***** Data provided

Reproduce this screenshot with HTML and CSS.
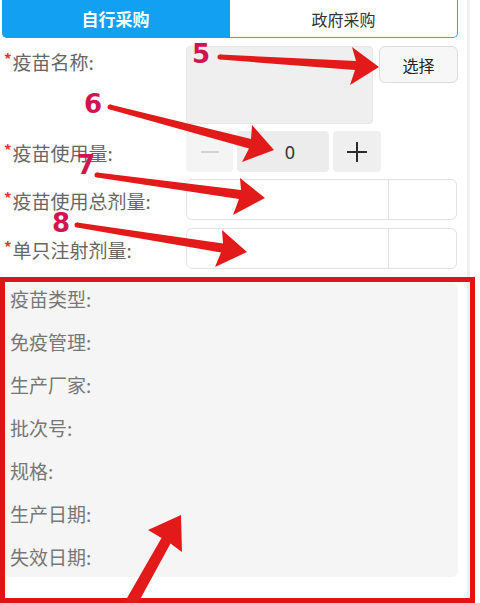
FILE: index.html
```html
<!DOCTYPE html>
<html lang="zh-CN">
<head>
    <meta charset="UTF-8">
    <meta name="viewport" content="width=device-width, initial-scale=1.0">
    <title>疫苗采购</title>
    <link rel="stylesheet" href="styles.css">
</head>
<body>
    <div class="page">
        <div class="tabs">
            <div class="tab active">自行采购</div>
            <div class="tab">政府采购</div>
        </div>

        <div class="form">
            <div class="row row-name">
                <label class="lbl"><i>*</i>疫苗名称:</label>
                <div class="name-box"></div>
                <button type="button" class="pick">选择</button>
            </div>
            <div class="row">
                <label class="lbl"><i>*</i>疫苗使用量:</label>
                <div class="stepper">
                    <span class="step minus">
                        <svg width="20" height="20" viewBox="0 0 20 20"><path d="M1 10h18" stroke="#c9c9c9" stroke-width="1.5"/></svg>
                    </span>
                    <span class="step value">0</span>
                    <span class="step plus">
                        <svg width="22" height="22" viewBox="0 0 22 22"><path d="M1 11h20M11 1v20" stroke="#2b2b2b" stroke-width="2"/></svg>
                    </span>
                </div>
            </div>
            <div class="row">
                <label class="lbl"><i>*</i>疫苗使用总剂量:</label>
                <div class="unit-input"><span class="main"></span><span class="unit"></span></div>
            </div>
            <div class="row">
                <label class="lbl"><i>*</i>单只注射剂量:</label>
                <div class="unit-input"><span class="main"></span><span class="unit"></span></div>
            </div>
        </div>

        <div class="info">
            <div class="info-row">疫苗类型:</div>
            <div class="info-row">免疫管理:</div>
            <div class="info-row">生产厂家:</div>
            <div class="info-row">批次号:</div>
            <div class="info-row">规格:</div>
            <div class="info-row">生产日期:</div>
            <div class="info-row">失效日期:</div>
        </div>
    </div>

    <!-- annotation layer -->
    <svg class="marks" width="480" height="603" viewBox="0 0 480 603">
        <rect x="2.5" y="279.5" width="470" height="321" fill="none" stroke="#e01414" stroke-width="5"/>
        <g fill="#e21a1a">
            <polygon points="220,54.5 356,61 352,47 379,67 350,85 355,70 220,59.5"/>
            <circle cx="220" cy="57" r="2.5"/>
            <polygon points="110,104.5 251,139 252,125 274,150 242,162 249,148.5 110,109.5"/>
            <circle cx="110" cy="107" r="2.5"/>
            <polygon points="97,172.5 241,190 240,178 265,198 233,215 239,199 97,177.5"/>
            <circle cx="97" cy="175" r="2.5"/>
            <polygon points="77,222.5 223,243.5 222,230 247,252 215,267 221,252.5 77,227.5"/>
            <circle cx="77" cy="225" r="2.5"/>
            <polygon points="123,605 161.5,538 148,530 181,515 182,552 170.5,543.5 137,605"/>
        </g>
        <g class="num">
            <text x="192" y="63">5</text>
            <text x="84" y="113">6</text>
            <text x="77" y="174">7</text>
            <text x="52" y="232">8</text>
        </g>
    </svg>
</body>
</html>
```

FILE: styles.css
```css
body {
    margin: 0;
    font-family: "Noto Sans", "Noto Sans CJK SC", sans-serif;
    background-color: #fff;
}
.page {
    width: 463px;
    min-height: 603px;
    padding-left: 4px;
    border-right: 3px solid #f0f0f0;
}
.tabs {
    display: flex;
    width: 456px;
    height: 38px;
    margin-left: -2px;
}
.tab {
    flex: 1;
    display: flex;
    align-items: center;
    justify-content: center;
    font-family: "Noto Sans CJK SC", sans-serif;
    font-size: 16px;
    color: #333;
    border: 1px solid #3ba6de;
    border-top: none;
    border-left: none;
    border-radius: 0 0 5px 0;
    background-color: #fff;
}
.tab.active {
    color: #fff;
    font-weight: bold;
    font-size: 17px;
    background-color: #12a0f3;
    border-color: #12a0f3;
    border-radius: 0 0 0 5px;
}
.form {
    padding-top: 8px;
}
.row {
    display: flex;
    align-items: center;
    margin-bottom: 7px;
}
.row:nth-child(3) {
    margin-bottom: 8px;
}
.row-name {
    align-items: flex-start;
}
.lbl {
    width: 182px;
    flex-shrink: 0;
    font-family: "Noto Sans CJK SC", sans-serif;
    font-size: 19px;
    line-height: 24px;
    color: #666;
}
.row-name .lbl {
    padding-top: 1px;
}
.lbl i {
    font-style: normal;
    font-size: 15px;
    font-weight: bold;
    color: #e0322f;
    vertical-align: 5px;
    margin-right: 1px;
}
.name-box {
    width: 185px;
    height: 76px;
    background-color: #efefef;
    border: 1px solid #e6e6e6;
    border-radius: 4px;
}
.pick {
    width: 79px;
    height: 37px;
    margin-left: 6px;
    padding: 0;
    font-family: "Noto Sans CJK SC", sans-serif;
    font-size: 16px;
    color: #222;
    background-color: #f7f7f7;
    border: 1px solid #dcdcdc;
    border-radius: 6px;
}
.stepper {
    display: flex;
    gap: 4px;
    height: 41px;
}
.step {
    display: flex;
    align-items: center;
    justify-content: center;
    border-radius: 4px;
}
.minus {
    width: 47px;
    background-color: #f4f4f4;
}
.value {
    width: 78px;
    padding-left: 14px;
    background-color: #ececec;
    font-size: 18px;
    color: #333;
}
.plus {
    width: 48px;
    background-color: #efefef;
}
.unit-input {
    display: flex;
    width: 269px;
    height: 39px;
    border: 1px solid #e3e3e3;
    border-radius: 6px;
}
.unit-input .main {
    width: 201px;
    border-right: 1px solid #e3e3e3;
}
.info {
    width: 448px;
    margin-top: 14px;
    padding: 4px 0 8px 6px;
    background-color: #f5f5f5;
    border-radius: 6px;
}
.info-row {
    font-family: "Noto Sans CJK SC", sans-serif;
    font-size: 19px;
    line-height: 24px;
    color: #777;
    margin-bottom: 19px;
}
.info-row:last-child {
    margin-bottom: 0;
}
.marks {
    position: absolute;
    top: 0;
    left: 0;
    pointer-events: none;
}
.num text {
    font-family: "DejaVu Sans", sans-serif;
    font-weight: bold;
    font-size: 26px;
    fill: #d3134f;
}
```
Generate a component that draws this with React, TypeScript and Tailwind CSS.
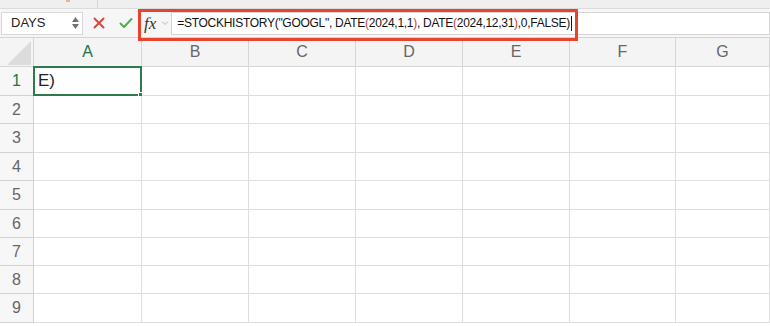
import React from "react";

const cols = ["A", "B", "C", "D", "E", "F", "G"];
const rowHeights = [29, 28, 29, 28, 29, 28, 28, 28, 29];

function Triangles() {
    return (
        <div className="flex flex-col items-center justify-center gap-[2px] w-[8px]">
            <svg width="7" height="5" viewBox="0 0 7 5"><path d="M3.5 0L7 5H0z" fill="#707070" /></svg>
            <svg width="7" height="5" viewBox="0 0 7 5"><path d="M0 0H7L3.5 5z" fill="#707070" /></svg>
        </div>
    );
}

export default function App() {
    return (
        <div className="relative w-[770px] h-[326px] overflow-hidden bg-white font-['Liberation_Sans',Arial,sans-serif]">
            {/* Top ribbon strip */}
            <div className="flex h-[9px] bg-[#efefef] border-b border-[#dadada]">
                <div className="w-[66px]" />
                <div className="w-[4px] h-[2px] bg-[#f4b183]" />
                <div className="w-[28px] border-r border-[#d6d6d6]" />
                <div className="flex-1" />
            </div>

            {/* Formula toolbar */}
            <div className="flex items-center h-[29px] bg-[#f6f6f6] border-b border-[#d4d4d4]">
                <div className="flex items-center justify-between ml-[1px] w-[82px] h-[23px] bg-white border border-[#d8d8d8] pl-[9px] pr-[3px]">
                    <span className="text-[13px] text-[#222]">DAYS</span>
                    <Triangles />
                </div>
                <div className="flex items-center justify-center w-[32px]">
                    <svg width="12" height="12" viewBox="0 0 12 12">
                        <path d="M1.5 1.5L10.5 10.5M10.5 1.5L1.5 10.5" stroke="#d9473f" strokeWidth="2" strokeLinecap="round" />
                    </svg>
                </div>
                <div className="flex items-center justify-center w-[22px]">
                    <svg width="14" height="12" viewBox="0 0 14 12">
                        <path d="M1.5 6.5L5 10L12.5 2" stroke="#4caf50" strokeWidth="2" fill="none" strokeLinecap="round" strokeLinejoin="round" />
                    </svg>
                </div>
                <div className="flex items-center ml-[6px] flex-1 h-full">
                    <span className="ml-[1px] font-['Liberation_Serif',serif] italic text-[17px] text-[#333] leading-none">fx</span>
                    <svg className="ml-[5px]" width="8" height="6" viewBox="0 0 8 6">
                        <path d="M1 1.5L4 4.5L7 1.5" stroke="#b8b8b8" strokeWidth="1" fill="none" />
                    </svg>
                    <div className="ml-[2px] flex-1 flex items-center h-[23px] bg-white border border-[#d4d4d4] pl-[5px]">
                        <span className="text-[12px] text-[#111] whitespace-nowrap tracking-[-0.28px]">
                            =STOCKHISTORY("GOOGL", DATE<span className="text-[#d23a30]">(</span>2024,1,1<span className="text-[#d23a30]">)</span>, DATE<span className="text-[#d23a30]">(</span>2024,12,31<span className="text-[#d23a30]">)</span>,0,FALSE)
                        </span>
                        <span className="ml-[1px] w-[1px] h-[15px] bg-[#111]" />
                    </div>
                </div>
            </div>

            {/* Annotation around formula */}
            <div className="absolute left-[138px] top-[9px] w-[440px] h-[32px] border-[3px] border-[#e8432d] pointer-events-none" />

            {/* Sheet grid */}
            <div className="grid grid-cols-[34px_108px_107px_107px_107px_107px_106px_1fr]">
                <div className="h-[29px] bg-[#f4f4f4] border-r border-b border-[#d6d6d6] flex items-end justify-end pr-[2px] pb-[1px]">
                    <svg width="24" height="24" viewBox="0 0 24 24"><path d="M24 0V24H0z" fill="#dcdcdc" /></svg>
                </div>
                {cols.map((c) => (
                    <div
                        key={c}
                        className={`h-[29px] flex items-center justify-center bg-[#f4f4f4] border-r border-b border-[#d6d6d6] text-[16px] ${c === "A" ? "text-[#217346]" : "text-[#666]"}`}
                    >
                        {c}
                    </div>
                ))}
                {rowHeights.map((h, i) => (
                    <React.Fragment key={i}>
                        <div
                            style={{ height: h }}
                            className={`flex items-center justify-center bg-[#f7f7f7] border-r border-b border-[#d2d2d2] text-[16px] ${i === 0 ? "text-[#217346]" : "text-[#666]"}`}
                        >
                            {i + 1}
                        </div>
                        {cols.map((c) => (
                            <div key={c} style={{ height: h }} className="relative border-r border-b border-[#dedede]">
                                {i === 0 && c === "A" && (
                                    <div className="absolute left-[-1px] top-[-1px] right-[-1px] bottom-[-1px] border-2 border-[#2f7a4d] flex items-center pl-[3px]">
                                        <span className="text-[17px] text-[#222]">E)</span>
                                        <div className="absolute right-[-3px] bottom-[-3px] w-[5px] h-[5px] bg-[#2f7a4d] border border-white" />
                                    </div>
                                )}
                            </div>
                        ))}
                    </React.Fragment>
                ))}
            </div>
        </div>
    );
}
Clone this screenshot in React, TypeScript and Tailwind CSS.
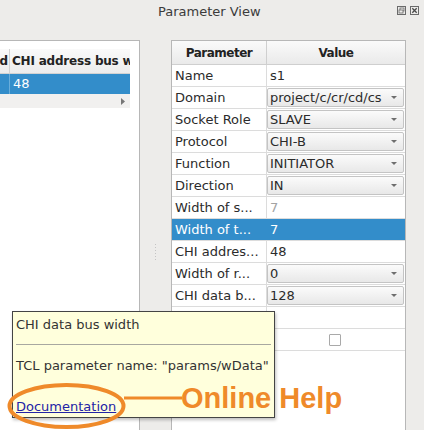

**********

= Work required =
Transcribe, exactly as written, the lines starting at the one with "Generate a component" and ending at the one with "28, 28, 29];", and nothing more. Pictures are not part of the copy.

= Reply =
Generate a component that draws this with React, TypeScript and Tailwind CSS.
import React from "react";

const cols = ["A", "B", "C", "D", "E", "F", "G"];
const rowHeights = [29, 28, 29, 28, 29, 28, 28, 28, 29];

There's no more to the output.